Task details:
Below are the records; give again exactly the lines from the one containing "Give me the" through the one containing "import React from 'react'", leaving out pictures.
== Data shown ==
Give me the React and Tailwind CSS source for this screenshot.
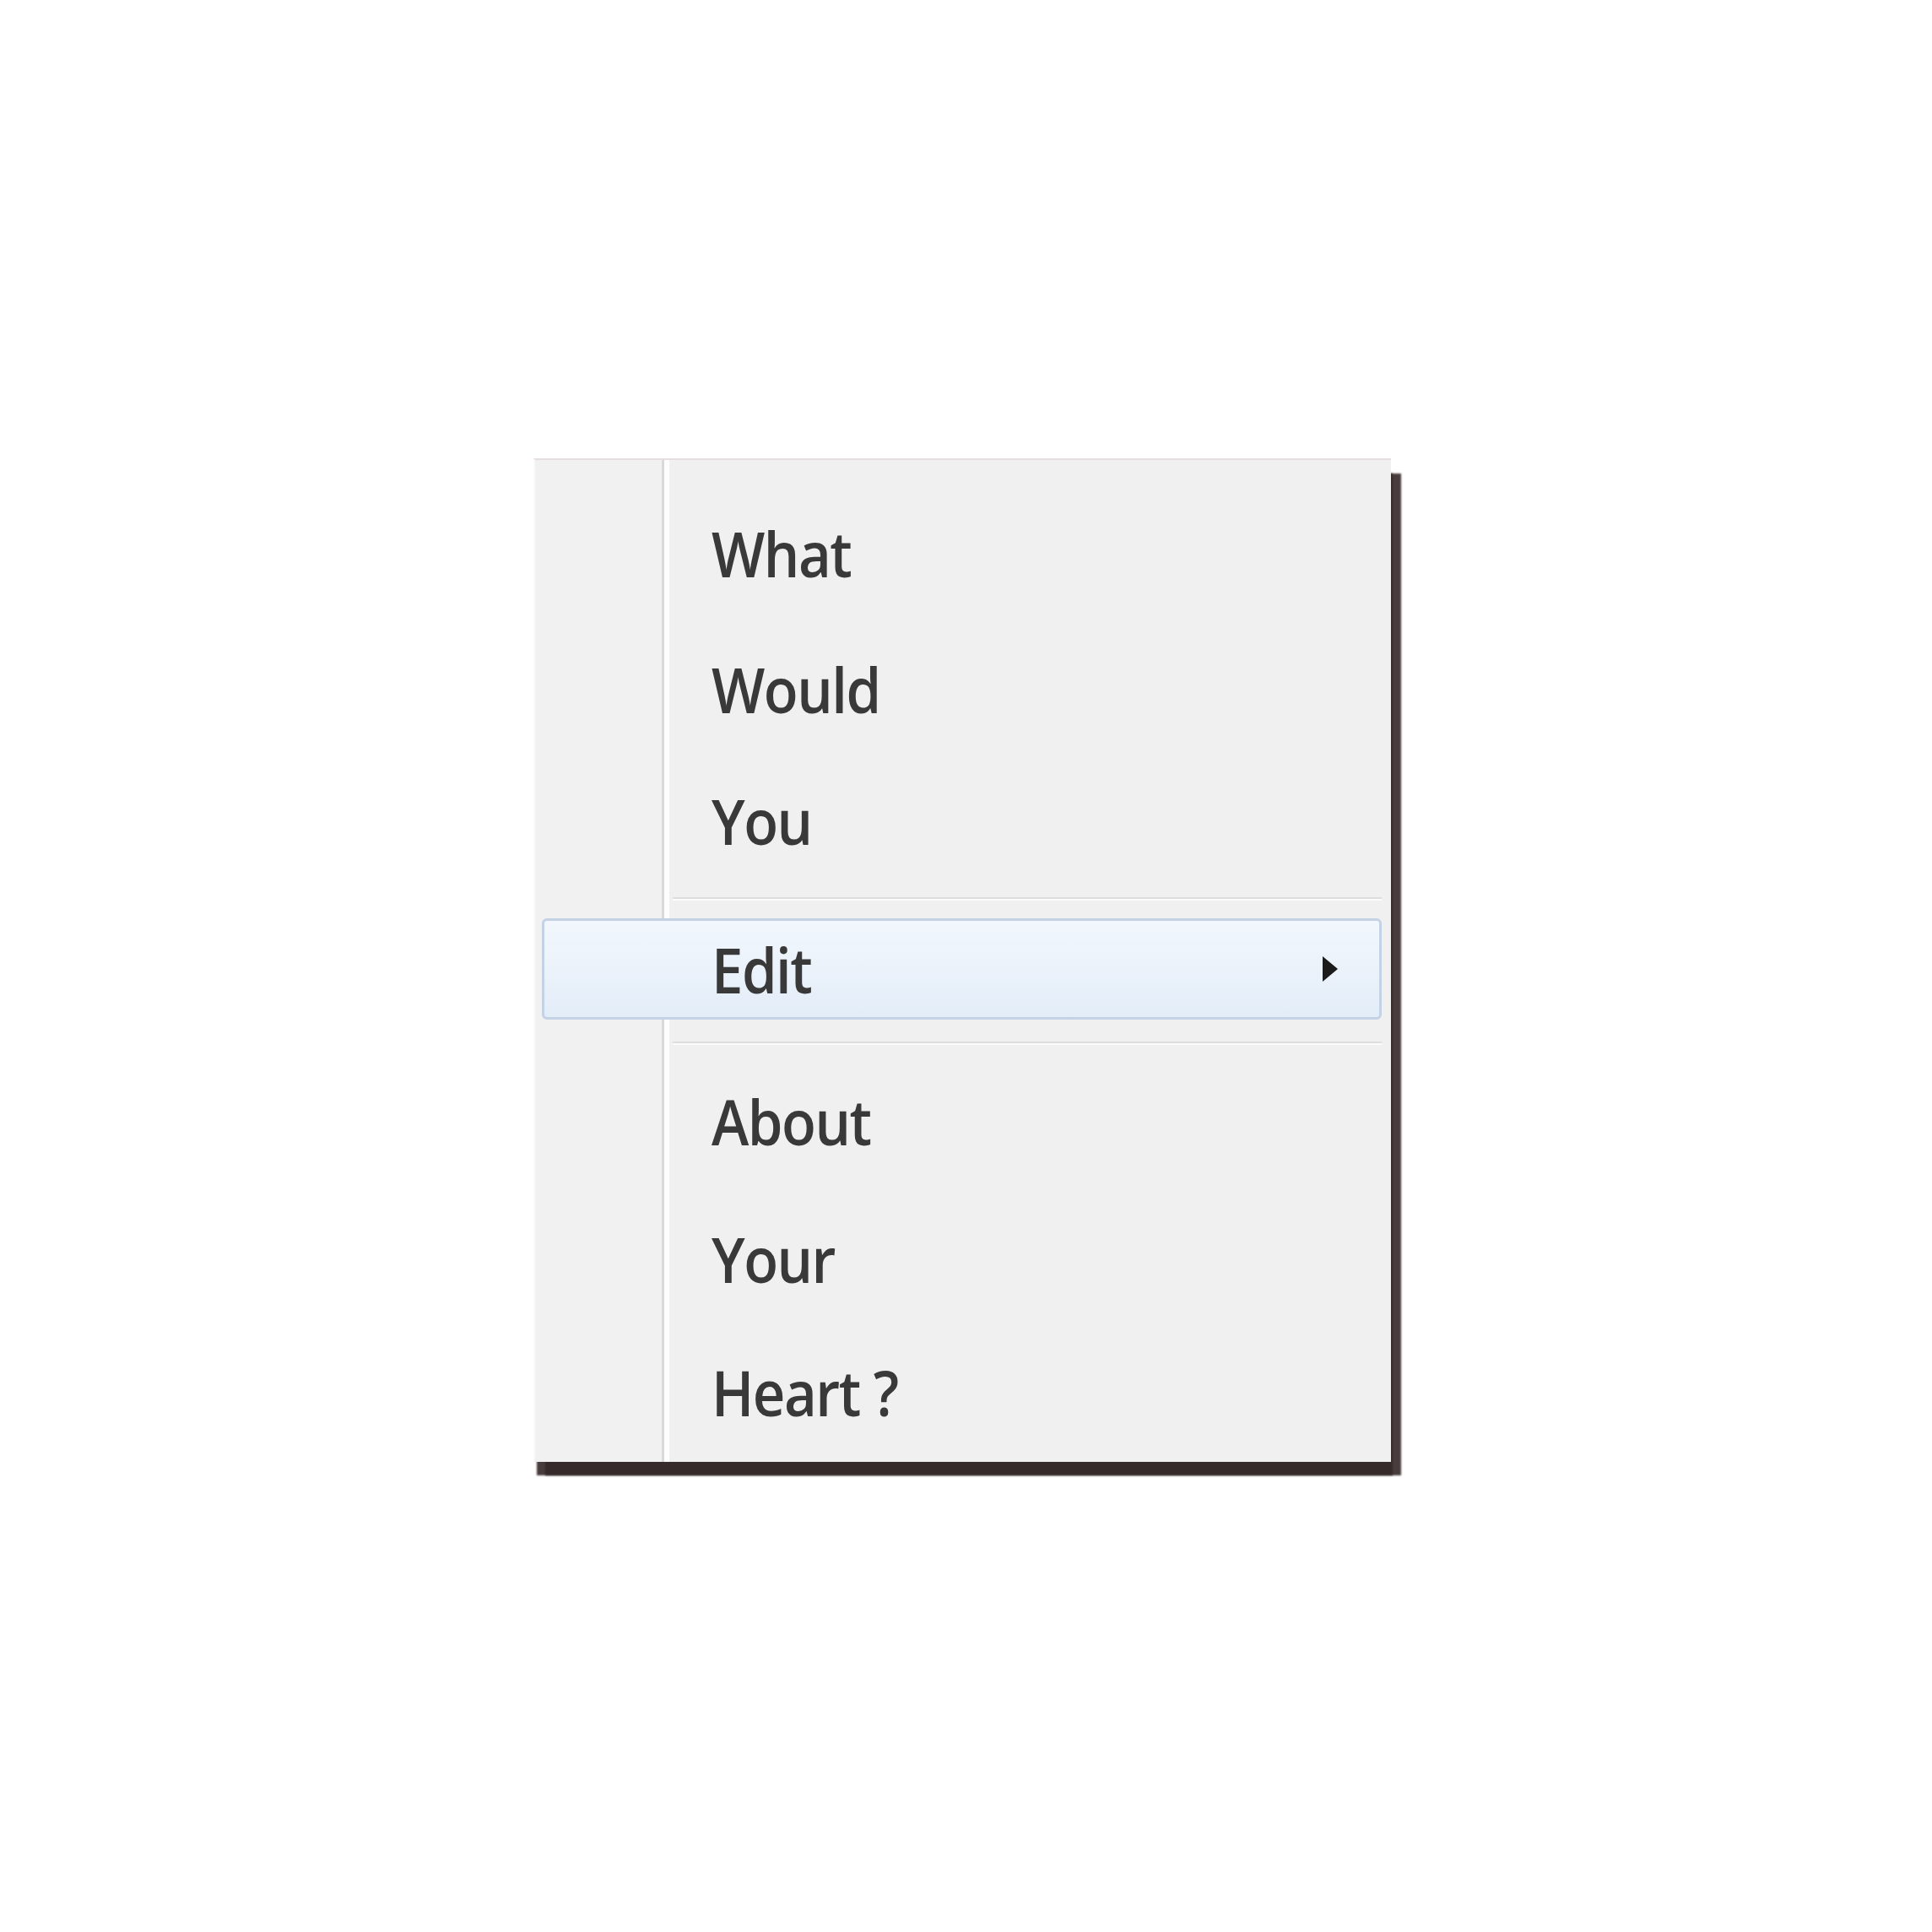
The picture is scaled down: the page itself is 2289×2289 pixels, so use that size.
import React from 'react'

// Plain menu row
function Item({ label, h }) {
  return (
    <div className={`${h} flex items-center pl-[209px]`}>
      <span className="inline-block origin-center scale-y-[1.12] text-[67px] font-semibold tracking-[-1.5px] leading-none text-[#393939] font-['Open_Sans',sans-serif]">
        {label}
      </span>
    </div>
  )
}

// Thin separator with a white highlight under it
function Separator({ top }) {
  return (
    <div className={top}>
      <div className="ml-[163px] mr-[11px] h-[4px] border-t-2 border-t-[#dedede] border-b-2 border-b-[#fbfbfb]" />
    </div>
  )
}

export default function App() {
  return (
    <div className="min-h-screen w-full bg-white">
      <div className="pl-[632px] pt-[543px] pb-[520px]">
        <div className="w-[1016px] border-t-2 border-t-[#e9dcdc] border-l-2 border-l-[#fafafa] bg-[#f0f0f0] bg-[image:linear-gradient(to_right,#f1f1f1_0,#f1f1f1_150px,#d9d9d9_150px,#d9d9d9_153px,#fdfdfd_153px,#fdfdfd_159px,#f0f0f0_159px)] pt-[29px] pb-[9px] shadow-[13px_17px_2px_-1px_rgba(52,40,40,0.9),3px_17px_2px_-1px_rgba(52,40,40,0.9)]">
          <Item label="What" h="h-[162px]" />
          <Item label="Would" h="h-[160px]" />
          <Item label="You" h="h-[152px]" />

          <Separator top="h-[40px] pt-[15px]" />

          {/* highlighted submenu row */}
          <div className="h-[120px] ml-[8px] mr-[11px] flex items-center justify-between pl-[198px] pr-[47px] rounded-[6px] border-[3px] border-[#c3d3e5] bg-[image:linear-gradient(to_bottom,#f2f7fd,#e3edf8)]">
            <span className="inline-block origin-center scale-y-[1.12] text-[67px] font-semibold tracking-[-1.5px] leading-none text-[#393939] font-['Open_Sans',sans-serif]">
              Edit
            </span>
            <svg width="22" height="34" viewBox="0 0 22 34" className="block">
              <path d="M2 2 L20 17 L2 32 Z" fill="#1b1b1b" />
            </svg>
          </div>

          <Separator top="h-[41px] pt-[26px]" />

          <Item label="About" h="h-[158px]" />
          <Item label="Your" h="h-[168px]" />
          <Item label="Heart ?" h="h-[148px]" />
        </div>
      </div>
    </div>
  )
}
===
== Data shown ==
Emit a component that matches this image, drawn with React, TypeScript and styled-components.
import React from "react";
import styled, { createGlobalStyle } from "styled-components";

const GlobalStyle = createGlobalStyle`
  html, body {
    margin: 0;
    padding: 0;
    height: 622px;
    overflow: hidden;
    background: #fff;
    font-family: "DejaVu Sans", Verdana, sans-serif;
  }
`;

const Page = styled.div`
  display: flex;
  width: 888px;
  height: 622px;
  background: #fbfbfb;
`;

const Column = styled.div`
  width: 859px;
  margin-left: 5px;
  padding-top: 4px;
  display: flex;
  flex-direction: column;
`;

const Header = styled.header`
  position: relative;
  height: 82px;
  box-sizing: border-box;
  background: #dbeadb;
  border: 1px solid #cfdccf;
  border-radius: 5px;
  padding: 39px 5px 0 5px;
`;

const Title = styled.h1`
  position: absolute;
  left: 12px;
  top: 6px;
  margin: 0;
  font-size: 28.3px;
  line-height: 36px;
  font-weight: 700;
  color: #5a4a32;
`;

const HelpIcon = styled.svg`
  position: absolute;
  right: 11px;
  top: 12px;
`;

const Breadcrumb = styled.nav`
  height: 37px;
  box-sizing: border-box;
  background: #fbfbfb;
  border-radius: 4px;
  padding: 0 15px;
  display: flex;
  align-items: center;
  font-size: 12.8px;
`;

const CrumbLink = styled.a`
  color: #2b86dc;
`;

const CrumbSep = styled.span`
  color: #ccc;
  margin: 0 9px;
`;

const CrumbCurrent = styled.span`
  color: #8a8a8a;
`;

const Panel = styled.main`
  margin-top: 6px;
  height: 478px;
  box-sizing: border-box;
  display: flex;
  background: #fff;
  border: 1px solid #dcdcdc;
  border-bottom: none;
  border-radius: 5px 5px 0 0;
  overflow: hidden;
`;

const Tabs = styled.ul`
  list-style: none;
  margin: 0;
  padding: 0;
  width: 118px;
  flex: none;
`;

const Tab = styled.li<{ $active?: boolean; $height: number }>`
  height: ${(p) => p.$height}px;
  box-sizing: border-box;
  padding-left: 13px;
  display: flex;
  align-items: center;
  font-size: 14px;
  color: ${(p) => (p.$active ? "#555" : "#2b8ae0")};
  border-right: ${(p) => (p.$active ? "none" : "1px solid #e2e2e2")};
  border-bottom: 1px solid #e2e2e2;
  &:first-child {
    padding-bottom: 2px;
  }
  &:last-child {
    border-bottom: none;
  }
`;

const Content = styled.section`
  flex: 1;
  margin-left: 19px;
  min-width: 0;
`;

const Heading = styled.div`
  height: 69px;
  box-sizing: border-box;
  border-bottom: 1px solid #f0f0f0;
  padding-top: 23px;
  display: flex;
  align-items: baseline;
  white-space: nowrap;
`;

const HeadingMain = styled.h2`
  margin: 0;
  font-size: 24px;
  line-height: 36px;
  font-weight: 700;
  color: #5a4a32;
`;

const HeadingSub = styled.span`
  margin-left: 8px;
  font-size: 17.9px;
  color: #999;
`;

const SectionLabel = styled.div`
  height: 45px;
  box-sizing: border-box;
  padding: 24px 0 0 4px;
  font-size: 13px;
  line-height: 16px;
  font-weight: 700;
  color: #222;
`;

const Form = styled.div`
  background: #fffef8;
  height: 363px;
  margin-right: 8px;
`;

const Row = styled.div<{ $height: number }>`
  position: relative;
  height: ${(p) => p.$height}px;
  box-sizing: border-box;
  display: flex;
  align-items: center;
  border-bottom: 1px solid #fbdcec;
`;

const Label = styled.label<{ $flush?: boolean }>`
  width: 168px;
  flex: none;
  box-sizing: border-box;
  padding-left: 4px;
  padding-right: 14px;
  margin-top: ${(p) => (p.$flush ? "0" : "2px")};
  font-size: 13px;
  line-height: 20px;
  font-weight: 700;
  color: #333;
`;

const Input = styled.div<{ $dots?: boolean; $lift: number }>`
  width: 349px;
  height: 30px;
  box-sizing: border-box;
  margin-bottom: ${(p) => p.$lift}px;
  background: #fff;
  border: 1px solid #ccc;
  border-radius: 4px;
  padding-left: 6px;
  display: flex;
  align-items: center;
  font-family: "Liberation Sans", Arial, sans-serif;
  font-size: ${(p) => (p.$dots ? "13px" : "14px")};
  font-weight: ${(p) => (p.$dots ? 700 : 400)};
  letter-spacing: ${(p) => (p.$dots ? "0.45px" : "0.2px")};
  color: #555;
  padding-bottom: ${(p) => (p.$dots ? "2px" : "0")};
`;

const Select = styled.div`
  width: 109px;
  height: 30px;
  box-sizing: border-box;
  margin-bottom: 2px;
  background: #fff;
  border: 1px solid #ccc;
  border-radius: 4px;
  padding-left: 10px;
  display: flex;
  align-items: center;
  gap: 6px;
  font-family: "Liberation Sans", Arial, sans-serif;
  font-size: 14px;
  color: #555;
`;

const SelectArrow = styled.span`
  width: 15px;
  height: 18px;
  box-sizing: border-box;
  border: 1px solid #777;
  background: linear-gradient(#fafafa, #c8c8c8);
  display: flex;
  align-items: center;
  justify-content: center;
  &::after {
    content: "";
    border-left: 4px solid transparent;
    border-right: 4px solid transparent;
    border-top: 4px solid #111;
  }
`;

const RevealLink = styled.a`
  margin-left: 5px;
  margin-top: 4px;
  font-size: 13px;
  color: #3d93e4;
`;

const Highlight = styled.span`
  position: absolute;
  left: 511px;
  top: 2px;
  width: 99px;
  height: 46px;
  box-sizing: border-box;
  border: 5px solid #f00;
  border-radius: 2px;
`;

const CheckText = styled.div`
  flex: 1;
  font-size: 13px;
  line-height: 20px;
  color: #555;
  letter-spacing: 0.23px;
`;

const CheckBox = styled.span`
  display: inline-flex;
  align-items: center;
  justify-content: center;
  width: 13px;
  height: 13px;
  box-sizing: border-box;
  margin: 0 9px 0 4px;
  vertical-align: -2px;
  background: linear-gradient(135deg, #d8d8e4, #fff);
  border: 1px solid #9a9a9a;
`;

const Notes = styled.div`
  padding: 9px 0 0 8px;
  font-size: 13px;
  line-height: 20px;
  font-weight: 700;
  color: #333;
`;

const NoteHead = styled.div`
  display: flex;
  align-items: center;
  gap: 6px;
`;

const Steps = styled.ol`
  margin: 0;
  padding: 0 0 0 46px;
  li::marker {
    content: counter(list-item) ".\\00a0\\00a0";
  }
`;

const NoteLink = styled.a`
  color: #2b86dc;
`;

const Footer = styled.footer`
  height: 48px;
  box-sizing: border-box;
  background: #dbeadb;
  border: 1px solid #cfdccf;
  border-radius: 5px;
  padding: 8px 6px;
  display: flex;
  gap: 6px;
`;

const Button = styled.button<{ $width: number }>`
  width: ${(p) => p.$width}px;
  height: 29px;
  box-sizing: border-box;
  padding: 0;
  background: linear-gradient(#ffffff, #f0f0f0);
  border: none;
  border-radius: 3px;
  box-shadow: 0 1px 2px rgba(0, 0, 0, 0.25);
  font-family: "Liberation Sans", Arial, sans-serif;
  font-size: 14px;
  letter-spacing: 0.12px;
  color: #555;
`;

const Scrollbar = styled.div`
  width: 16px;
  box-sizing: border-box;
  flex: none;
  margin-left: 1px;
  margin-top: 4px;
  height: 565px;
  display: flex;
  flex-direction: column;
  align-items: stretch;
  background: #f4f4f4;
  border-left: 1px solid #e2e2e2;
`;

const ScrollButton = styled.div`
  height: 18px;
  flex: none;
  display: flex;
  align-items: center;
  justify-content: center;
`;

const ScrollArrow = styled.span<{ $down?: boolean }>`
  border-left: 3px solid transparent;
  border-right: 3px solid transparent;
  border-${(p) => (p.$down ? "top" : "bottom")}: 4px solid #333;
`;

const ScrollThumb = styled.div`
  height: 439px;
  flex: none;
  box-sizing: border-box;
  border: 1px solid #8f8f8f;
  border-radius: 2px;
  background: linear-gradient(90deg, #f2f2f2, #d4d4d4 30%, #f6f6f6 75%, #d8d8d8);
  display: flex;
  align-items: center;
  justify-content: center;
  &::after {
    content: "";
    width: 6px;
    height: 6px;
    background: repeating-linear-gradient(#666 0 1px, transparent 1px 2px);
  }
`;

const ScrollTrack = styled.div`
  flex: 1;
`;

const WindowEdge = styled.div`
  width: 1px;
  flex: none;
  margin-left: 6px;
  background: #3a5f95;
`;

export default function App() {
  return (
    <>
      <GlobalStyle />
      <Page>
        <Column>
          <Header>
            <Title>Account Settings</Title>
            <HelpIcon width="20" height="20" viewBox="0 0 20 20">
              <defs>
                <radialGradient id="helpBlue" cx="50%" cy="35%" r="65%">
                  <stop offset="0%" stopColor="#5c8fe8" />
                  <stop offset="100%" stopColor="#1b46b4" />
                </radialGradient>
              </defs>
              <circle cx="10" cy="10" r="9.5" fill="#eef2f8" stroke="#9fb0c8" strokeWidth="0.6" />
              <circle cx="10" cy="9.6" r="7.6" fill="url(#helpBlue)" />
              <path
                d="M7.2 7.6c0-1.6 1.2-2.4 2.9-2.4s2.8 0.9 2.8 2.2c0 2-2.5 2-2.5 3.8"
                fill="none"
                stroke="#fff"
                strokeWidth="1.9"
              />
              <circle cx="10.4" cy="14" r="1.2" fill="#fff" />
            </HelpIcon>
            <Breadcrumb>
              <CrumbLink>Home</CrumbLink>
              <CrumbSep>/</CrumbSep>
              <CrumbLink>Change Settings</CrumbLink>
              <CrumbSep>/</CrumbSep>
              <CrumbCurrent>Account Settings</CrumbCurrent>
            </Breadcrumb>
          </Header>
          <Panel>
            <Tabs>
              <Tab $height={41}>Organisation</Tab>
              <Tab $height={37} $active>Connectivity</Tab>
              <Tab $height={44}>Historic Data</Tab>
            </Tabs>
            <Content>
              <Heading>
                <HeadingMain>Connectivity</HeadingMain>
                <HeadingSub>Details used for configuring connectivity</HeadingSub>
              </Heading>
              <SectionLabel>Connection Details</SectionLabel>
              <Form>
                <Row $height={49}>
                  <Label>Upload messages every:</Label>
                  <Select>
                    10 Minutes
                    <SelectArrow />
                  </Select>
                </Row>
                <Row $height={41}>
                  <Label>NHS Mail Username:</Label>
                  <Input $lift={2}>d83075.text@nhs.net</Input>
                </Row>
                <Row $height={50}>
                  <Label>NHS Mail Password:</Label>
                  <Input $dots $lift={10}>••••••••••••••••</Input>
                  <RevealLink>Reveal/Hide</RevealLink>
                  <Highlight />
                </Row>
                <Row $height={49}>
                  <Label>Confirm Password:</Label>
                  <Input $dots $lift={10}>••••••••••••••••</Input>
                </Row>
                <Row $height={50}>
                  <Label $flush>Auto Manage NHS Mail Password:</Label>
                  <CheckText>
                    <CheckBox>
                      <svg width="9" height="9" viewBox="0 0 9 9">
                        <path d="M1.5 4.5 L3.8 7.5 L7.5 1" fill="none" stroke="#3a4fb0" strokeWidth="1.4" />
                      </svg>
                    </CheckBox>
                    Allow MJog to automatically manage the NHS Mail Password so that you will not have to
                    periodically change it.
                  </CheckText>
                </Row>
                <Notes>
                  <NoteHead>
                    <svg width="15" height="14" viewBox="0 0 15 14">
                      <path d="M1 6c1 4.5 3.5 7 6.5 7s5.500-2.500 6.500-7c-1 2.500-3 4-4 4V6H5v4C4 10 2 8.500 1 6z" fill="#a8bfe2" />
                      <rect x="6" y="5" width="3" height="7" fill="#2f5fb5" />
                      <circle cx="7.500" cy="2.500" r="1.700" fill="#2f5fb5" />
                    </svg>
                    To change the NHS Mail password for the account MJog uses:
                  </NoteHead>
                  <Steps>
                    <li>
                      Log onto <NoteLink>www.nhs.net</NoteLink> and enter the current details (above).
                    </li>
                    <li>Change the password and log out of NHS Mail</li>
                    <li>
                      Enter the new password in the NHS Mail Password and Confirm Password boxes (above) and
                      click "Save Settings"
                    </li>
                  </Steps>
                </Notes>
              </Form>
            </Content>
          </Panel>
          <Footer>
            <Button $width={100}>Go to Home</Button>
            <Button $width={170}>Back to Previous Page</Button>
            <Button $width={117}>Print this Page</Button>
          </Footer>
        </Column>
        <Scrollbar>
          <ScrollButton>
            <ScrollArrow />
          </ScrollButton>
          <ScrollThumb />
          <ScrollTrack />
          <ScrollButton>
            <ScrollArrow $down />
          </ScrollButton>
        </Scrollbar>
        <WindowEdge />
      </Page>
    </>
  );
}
===
Expected answer:
Give me the React and Tailwind CSS source for this screenshot.
The picture is scaled down: the page itself is 2289×2289 pixels, so use that size.
import React from 'react'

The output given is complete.